In a short span of five months, the Ebola outbreak has grasped more than 600 victims in the Democratic Republic of Congo. Beginning on August 1, 2018, the Ebola outbreak is estimated to have about 608 patients with a death toll of 368 based on a statement made by the Ministry Of Health. With a mortality rate surpassing 60%, this deadly disease has taken the lives of hundreds since its outbreak was first reported. Only 207 people have as of yet been reported to recover from this deadly disease. Furthermore, doctors in Congo are currently evaluating 29 more patients suspected of being infected by Ebola.
The deadliest Ebola epidemic
Ebola wreaked havoc during its deadliest epidemic in West Africa from 2013-2016 during which the death count was more than 11,000. At the rate of progression seen now in Congo, the current epidemic is threatening to be equally devastating as the previous one.
American health worker exposed to Ebola
In the 2014 outbreak, almost 10 percent of the fatalities were health care workers infected after being exposed to the virus while treating the patients.
A similar case has arisen now with reports of an American health worker in Congo being exposed to the virus. Reports further state that the health worker is currently under observation for symptoms of Ebola in the United States, according to the Nebraska Medical Center. The person’s identity was not revealed due to concerns of privacy.
As of now, Ebola is mainly limited to North Kivu province, which includes the cities of Beni, Kalunguta, and Mabalako. However, some cases have also been reported in the neighboring Ituri province.
Violence brews beside the epidemic
According to WHO, these two provinces are also centers of violence with more than 50 armed groups. Along with Ebola, long-term violence from conflicts is another contributing factor to the rising mortality rate in these two provinces. With millions of refugees migrating through and out of these two provinces, the risk of a widespread epidemic is exponentially increased.
The increasing number of malaria cases has further added turmoil to the already devastated province.
Political instability with a long-awaited presidential election, which was initially scheduled for 2016, added more hurdles to health care workers. Following the vote, more conflicts arose between militant groups and government forces.

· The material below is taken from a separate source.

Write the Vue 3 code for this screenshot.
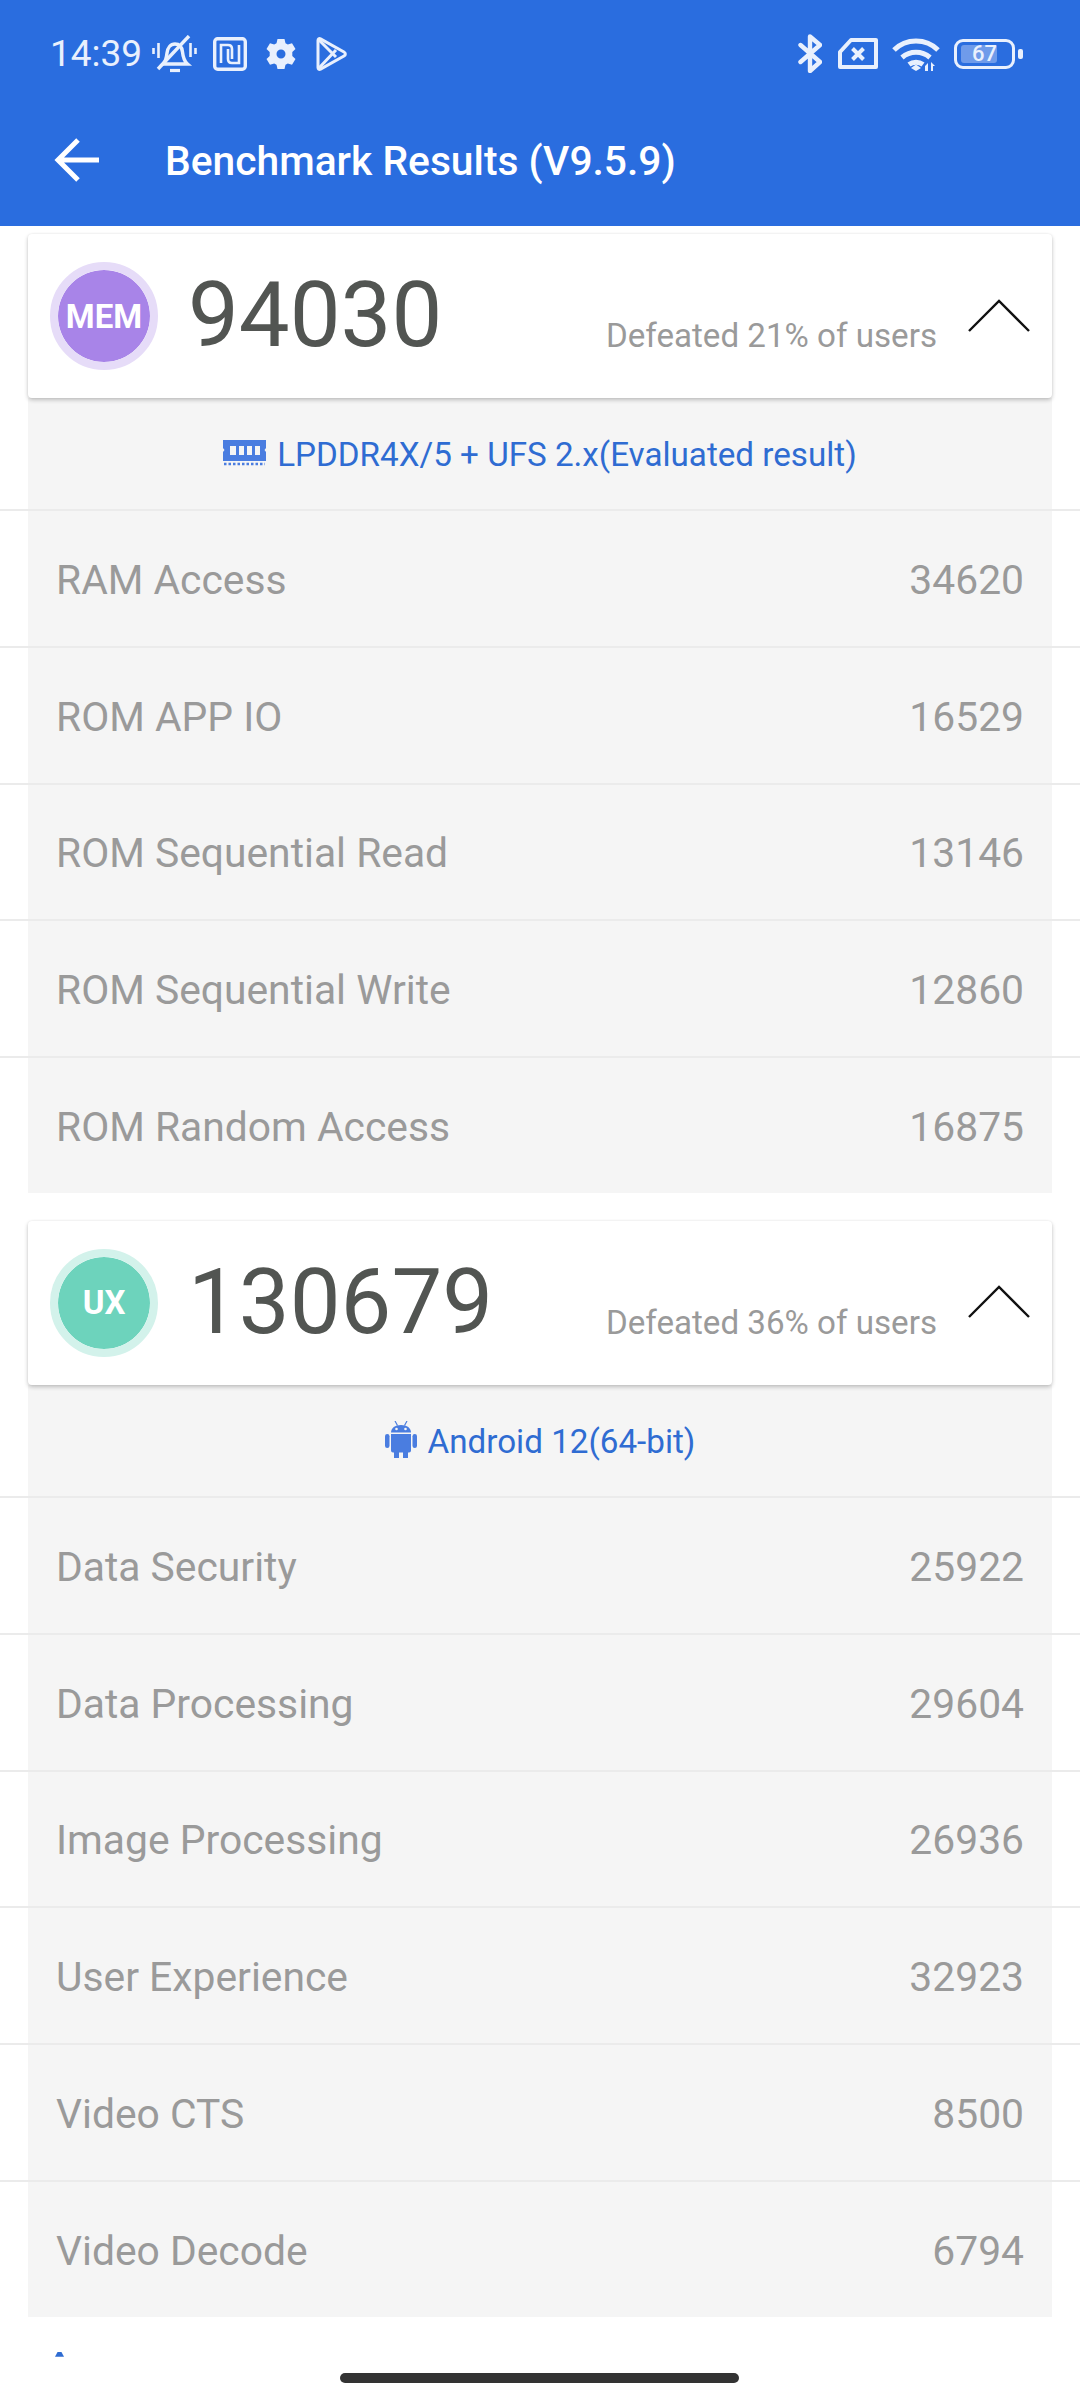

The minister of health stated in his recent visit to the province “The activities of the response to Beni and Butembo have been severely disrupted following the demonstrations of the population,” he further added, “The majority of the teams were unable to deploy in both cities but were able to work remotely with local health workers who maintained minimal field activity.”
Dr. Tedros Adhanom Ghebreyesus, WHO’s director-general, made a statement regarding the outbreak “We have reached a critical point in the Ebola response. After the intensification of field activities, we were seeing hopeful signs in many areas, including a recent decrease in cases in Beni,” Tedros states “These gains could be lost if we suffer a period of prolonged insecurity, resulting in increased transmission. That would be a tragedy for the local population, who have already suffered too much.”
A potential cure?
Since its outbreak in August, the ministry has launched a vaccination program, which has vaccinated 54,153 people as of yet. Additionally, three new Ebola drugs are under clinical trials since late November.